On Monday, just back from his second visit to the hermit kingdom, Rodman held a New York news conference at which he announced plans to put together a team of former NBA all-stars to play in a pair of exhibition games in communist North Korea in January. He also said Kim had asked him to coach North Korea's 2016 Olympic basketball team.

Dressed as a walking billboard for capitalism — wearing the shirt of a vodka company and the hat of an Irish bookmaker that is reportedly putting up $3.5 million for Rodman to coach the Olympic team — the flamboyant forward declared to sportswriters: "I'll tell you guys one thing: Take me seriously."

Rodman has spent a lifetime making sure that they didn't.

As North Korea's coach, he will have to deal right away with a certain clash of lifestyles. Exuberant, candid to a fault, covered with tattoos and body piercings, Rodman has been known to appear in a wedding dress. North Korean athletes keep straight faces on pain of being imprisoned and dress in identical gray boiler suits.

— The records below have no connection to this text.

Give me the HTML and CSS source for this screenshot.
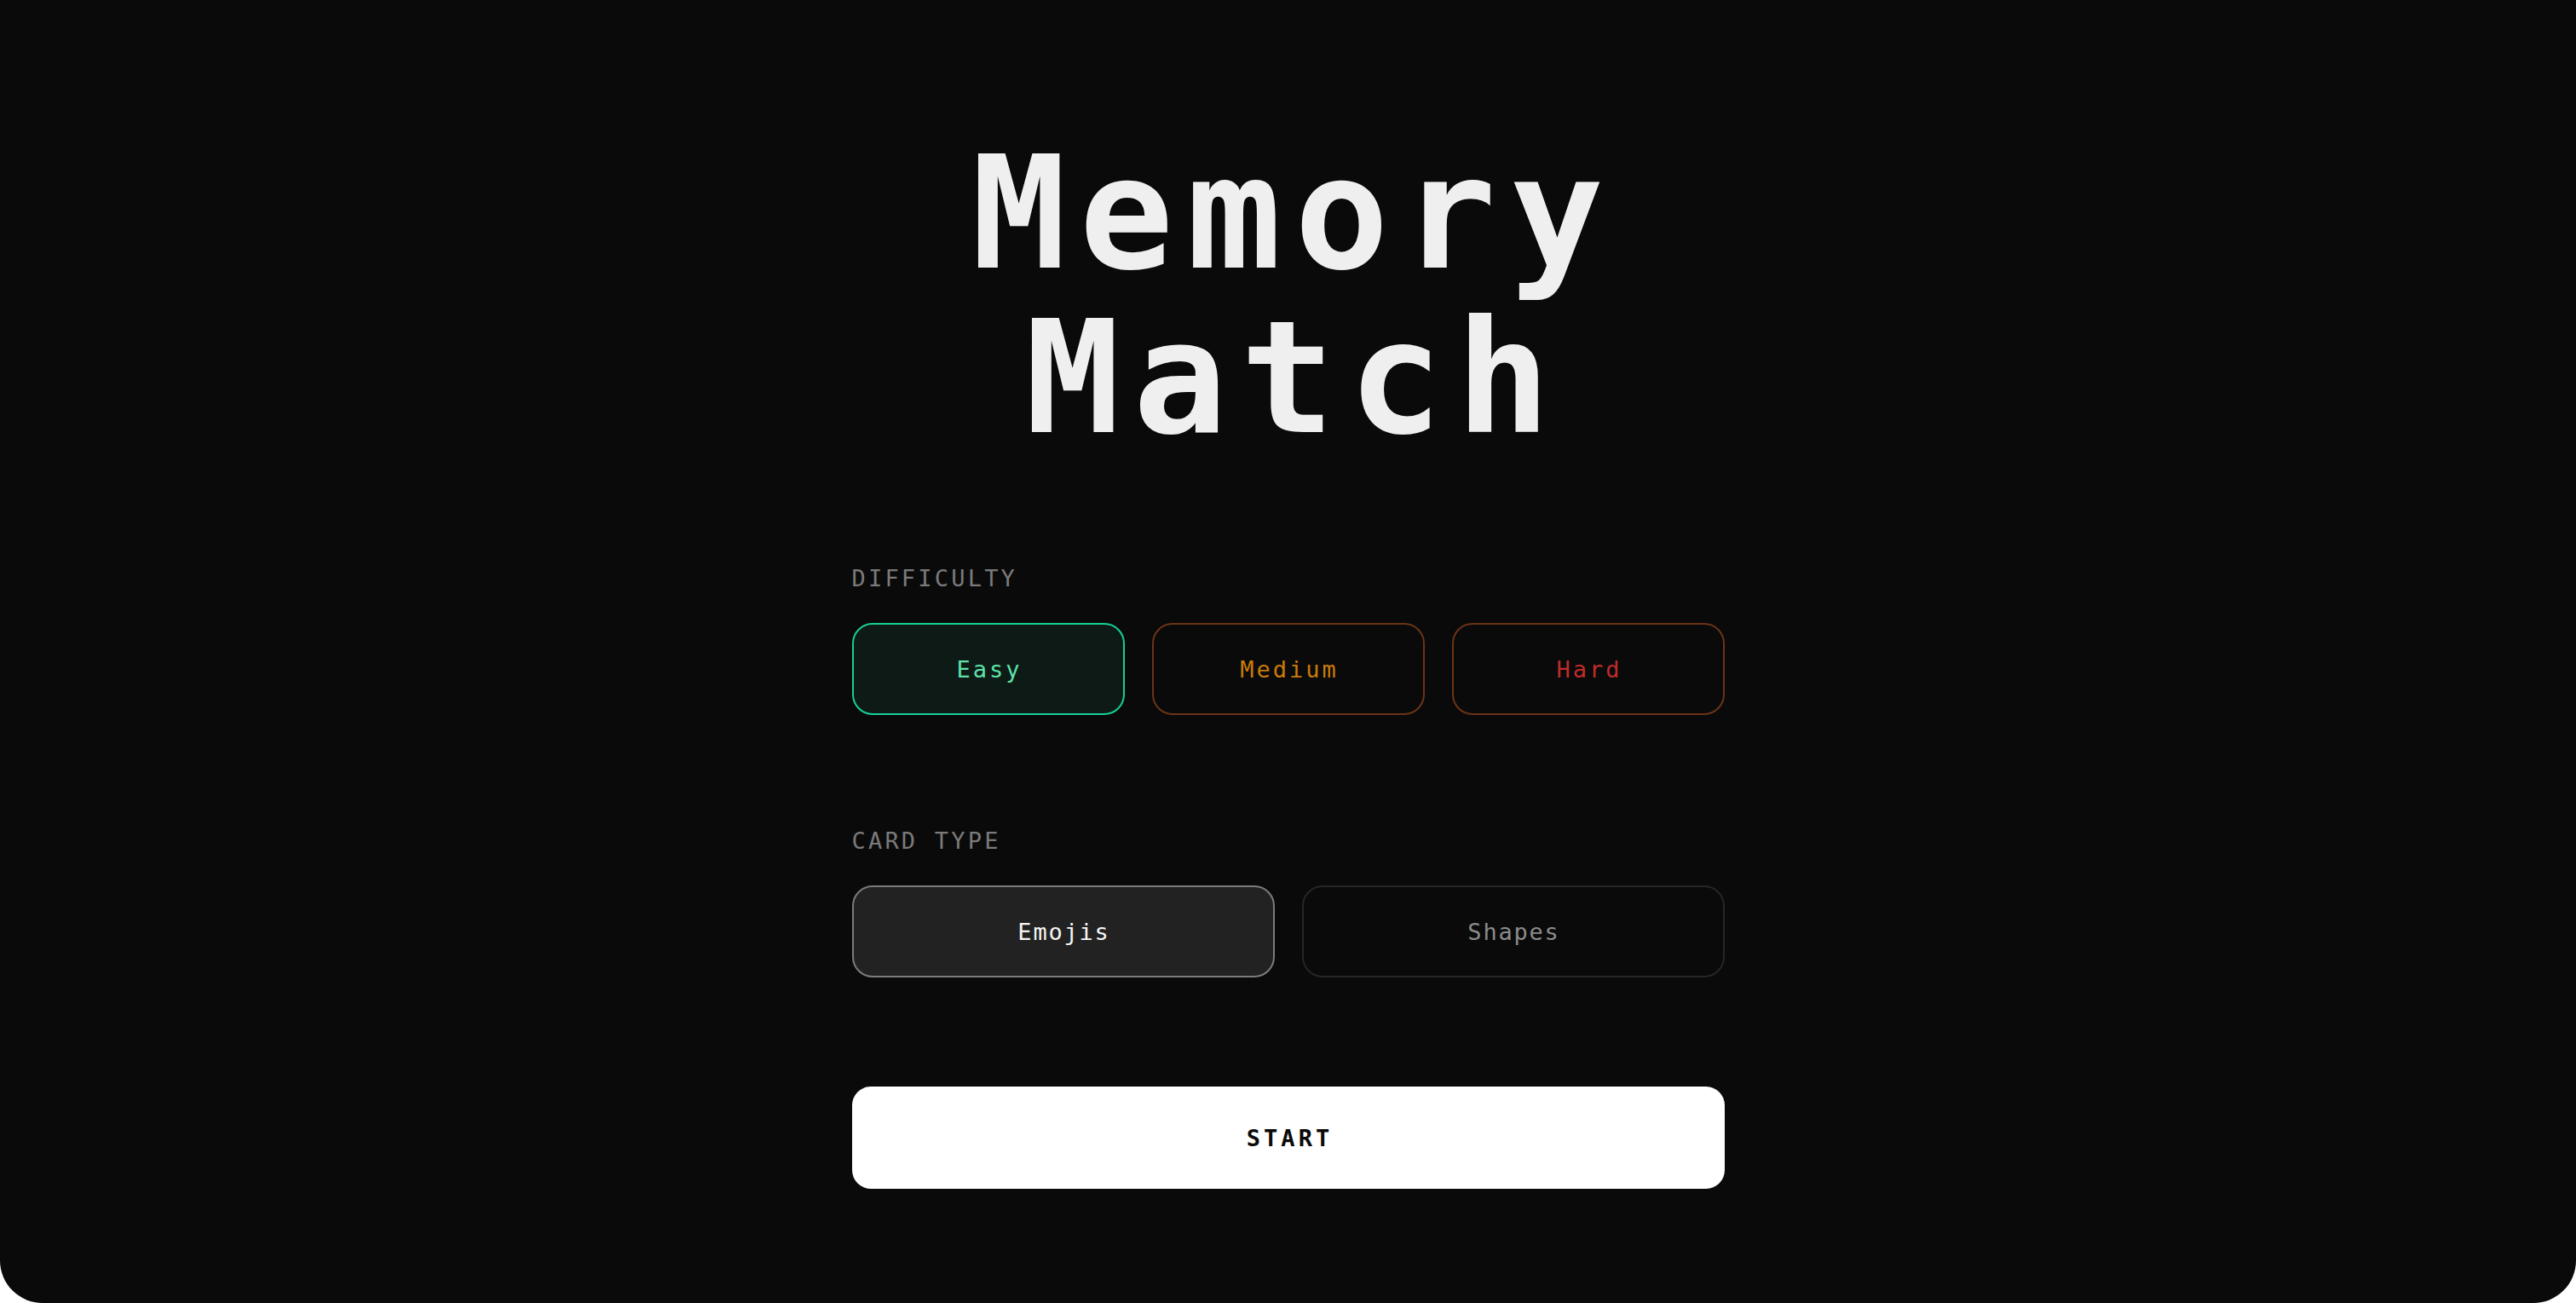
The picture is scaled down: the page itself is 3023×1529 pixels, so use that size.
FILE: index.html
```html
<!DOCTYPE html>
<html lang="en">
<head>
<meta charset="utf-8">
<title>Memory Match</title>
<link rel="stylesheet" href="styles.css">
</head>
<body>
<div class="app">
  <main class="panel">
    <h1 class="title">Memory<br>Match</h1>

    <section class="group">
      <div class="label">DIFFICULTY</div>
      <div class="options three">
        <button class="opt easy">Easy</button>
        <button class="opt medium">Medium</button>
        <button class="opt hard">Hard</button>
      </div>
    </section>

    <section class="group">
      <div class="label">CARD TYPE</div>
      <div class="options two">
        <button class="opt type active">Emojis</button>
        <button class="opt type">Shapes</button>
      </div>
    </section>

    <button class="start">START</button>
  </main>
</div>
</body>
</html>
```

FILE: styles.css
```css
html, body {
  margin: 0;
  padding: 0;
  background: #ffffff;
}

body {
  font-family: "DejaVu Sans Mono", "Liberation Mono", monospace;
}

.app {
  height: 1529px;
  background: #0a0a0a;
  border-radius: 0 0 50px 50px;
  box-sizing: border-box;
  padding-top: 154px;
  display: flex;
  justify-content: center;
}

.panel {
  width: 1024px;
  display: flex;
  flex-direction: column;
}

.title {
  margin: 0 0 119px 0;
  font-size: 184px;
  line-height: 193px;
  font-weight: 700;
  letter-spacing: 15.5px;
  padding-left: 15px;
  color: #efefef;
  text-align: center;
}

.group {
  display: flex;
  flex-direction: column;
  margin-bottom: 128px;
}

.label {
  font-size: 27px;
  line-height: 40px;
  letter-spacing: 3.2px;
  color: #7a7a7a;
  margin-bottom: 32px;
}

.options {
  display: grid;
  gap: 32px;
}

.options.three {
  grid-template-columns: repeat(3, 1fr);
}

.options.two {
  grid-template-columns: repeat(2, 1fr);
}

.opt {
  height: 108px;
  box-sizing: border-box;
  border: 2px solid #262626;
  border-radius: 24px;
  background: #0a0a0a;
  font-family: "DejaVu Sans Mono", "Liberation Mono", monospace;
  font-size: 27px;
  letter-spacing: 3px;
  padding: 0 0 0 3px;
  cursor: pointer;
}

.easy {
  border-color: #16cf96;
  background: #0d1a16;
  color: #5ee2aa;
}

.medium {
  border-color: #6b3417;
  color: #c97b0a;
}

.hard {
  border-color: #6b3417;
  color: #be2c2a;
}

.type {
  letter-spacing: 1.8px;
  padding-left: 2px;
  color: #8b8b8b;
  border-color: #262626;
}

.type.active {
  background: #222222;
  border-color: #7b7b7b;
  color: #f5f5f5;
}

.start {
  height: 120px;
  border: none;
  border-radius: 22px;
  background: #ffffff;
  color: #0a0a0a;
  font-family: "DejaVu Sans Mono", "Liberation Mono", monospace;
  font-size: 27px;
  font-weight: 700;
  letter-spacing: 4px;
  padding: 0 0 0 4px;
  cursor: pointer;
}
```
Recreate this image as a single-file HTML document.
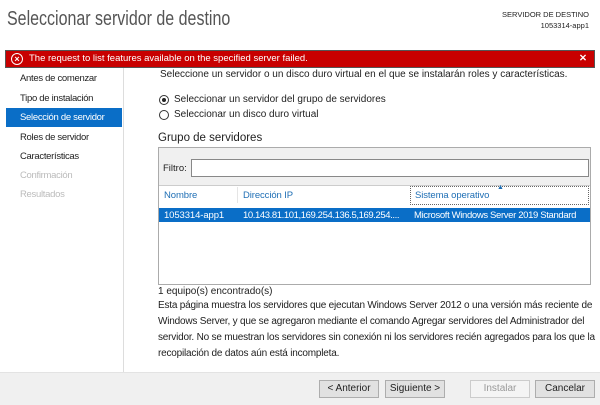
<html><head><style>
body{margin:0;width:600px;height:404px;background:#fff;font-family:"Liberation Sans",sans-serif;font-size:10px;color:#1e1e1e;position:relative;overflow:hidden}
.a{position:absolute;white-space:nowrap}
.btn{position:absolute;top:380px;height:16px;border:1px solid #adadad;background:#e1e1e1;text-align:center;line-height:16px;font-size:10px}
.nav{left:20px;font-size:9.5px;letter-spacing:-0.3px}
.t{font-size:9.5px;letter-spacing:-0.1px}
</style></head><body>
<div class="a" style="left:7px;top:8px;font-size:20px;color:#555;transform:scaleX(0.8);transform-origin:0 0">Seleccionar servidor de destino</div>
<div class="a" style="right:11px;top:9px;font-size:7.5px;text-align:right;line-height:11px">SERVIDOR DE DESTINO<br>1053314-app1</div>
<div class="a" style="left:5px;top:50px;width:588px;height:16px;background:#c80000;border:1px solid #555;color:#fff;font-size:9.5px;line-height:16px">
 <span style="position:absolute;left:5px;top:2px;width:10px;height:10px;border:1.3px solid #fff;border-radius:50%;font-size:9px;line-height:10px;text-align:center;font-weight:bold">×</span>
 <span style="position:absolute;left:23px">The request to list features available on the specified server failed.</span>
 <span style="position:absolute;right:7px;font-weight:bold">✕</span></div>
<div class="a" style="left:123px;top:68px;width:1px;height:304px;background:#ddd"></div>
<div class="a nav" style="top:73px">Antes de comenzar</div>
<div class="a nav" style="top:93px">Tipo de instalación</div>
<div class="a" style="left:6px;top:108px;width:116px;height:19px;background:#0a6ec7"></div>
<div class="a nav" style="top:112px;color:#fff">Selección de servidor</div>
<div class="a nav" style="top:132px">Roles de servidor</div>
<div class="a nav" style="top:151px">Características</div>
<div class="a nav" style="top:170px;color:#bbb">Confirmación</div>
<div class="a nav" style="top:189px;color:#bbb">Resultados</div>
<div class="a" style="left:160px;top:69px">Seleccione un servidor o un disco duro virtual en el que se instalarán roles y características.</div>
<div class="a" style="left:159px;top:95px;width:8px;height:8px;border:1px solid #333;border-radius:50%"><div style="margin:2px;width:4px;height:4px;border-radius:50%;background:#222"></div></div>
<div class="a" style="left:174px;top:94px">Seleccionar un servidor del grupo de servidores</div>
<div class="a" style="left:159px;top:110px;width:8px;height:8px;border:1px solid #333;border-radius:50%"></div>
<div class="a" style="left:174px;top:109px">Seleccionar un disco duro virtual</div>
<div class="a" style="left:158px;top:132px;font-size:11.5px">Grupo de servidores</div>
<div class="a" style="left:158px;top:147px;width:431px;height:136px;border:1px solid #ababab;background:#fff"></div>
<div class="a" style="left:159px;top:148px;width:431px;height:37px;background:#f0f0f0;border-bottom:1px solid #ccc"></div>
<div class="a" style="left:163px;top:163px;font-size:9.5px">Filtro:</div>
<div class="a" style="left:191px;top:159px;width:396px;height:16px;border:1px solid #888;background:#fff"></div>
<div class="a t" style="left:164px;top:190px;color:#1f6fb5">Nombre</div>
<div class="a" style="left:237px;top:187px;width:1px;height:16px;background:#e5e5e5"></div>
<div class="a t" style="left:243px;top:190px;color:#1f6fb5">Dirección IP</div>
<div class="a" style="left:410px;top:186px;width:177px;height:17px;border:1px dotted #666"></div>
<div class="a t" style="left:415px;top:190px;color:#1f6fb5">Sistema operativo</div>
<div class="a" style="left:497px;top:184px;color:#1f6fb5;font-size:7px">▲</div>
<div class="a" style="left:159px;top:208px;width:431px;height:14px;background:#0a6ec7"></div>
<div class="a t" style="left:164px;top:210px;color:#fff">1053314-app1</div>
<div class="a t" style="left:243px;top:210px;color:#fff;letter-spacing:-0.4px">10.143.81.101,169.254.136.5,169.254....</div>
<div class="a t" style="left:414px;top:210px;color:#fff;letter-spacing:-0.35px">Microsoft Windows Server 2019 Standard</div>
<div class="a" style="left:158px;top:286px">1 equipo(s) encontrado(s)</div>
<div class="a" style="left:158px;top:298px;line-height:16px;white-space:normal;width:442px;letter-spacing:-0.2px">Esta página muestra los servidores que ejecutan Windows Server 2012 o una versión más reciente de Windows Server, y que se agregaron mediante el comando Agregar servidores del Administrador del servidor. No se muestran los servidores sin conexión ni los servidores recién agregados para los que la recopilación de datos aún está incompleta.</div>
<div class="a" style="left:0;top:372px;width:600px;height:32px;background:#f0f0f0;border-top:1px solid #e3e3e3"></div>
<div class="btn" style="left:319px;width:58px">&lt; Anterior</div>
<div class="btn" style="left:385px;width:58px">Siguiente &gt;</div>
<div class="btn" style="left:470px;width:58px;color:#999;border-color:#ccc;background:#f4f4f4">Instalar</div>
<div class="btn" style="left:535px;width:58px">Cancelar</div>
</body></html>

He has another problem. Having known little but the pleasures of Pyongyang, considered perhaps the most joyless world capital, Rodman may have trouble fielding an Olympic team once his players get off the airplane. The 2016 Olympics are being held in Rio de Janeiro.

However, Rodman will have a coaching tool largely denied to Western coaches: He can always have a few players shot in hopes the rest will shape up.

In assembling his team, Rodman certainly will want to consider North Korea's ruler. If he's half the athlete his father was, Rodman will certainly want him. The first time the elder Kim played golf, he made 11 holes in one, or so the story goes.

Rodman, who calls Kim "the marshal" and claims him as a good friend, has refused to intervene on behalf of an ailing, imprisoned U.S. missionary. Still, Rodman is one of the few foreigners outside of gunshot range who has found anything good to say about Kim:

"If he wanted to bomb anybody in the world, he would have done it," he said.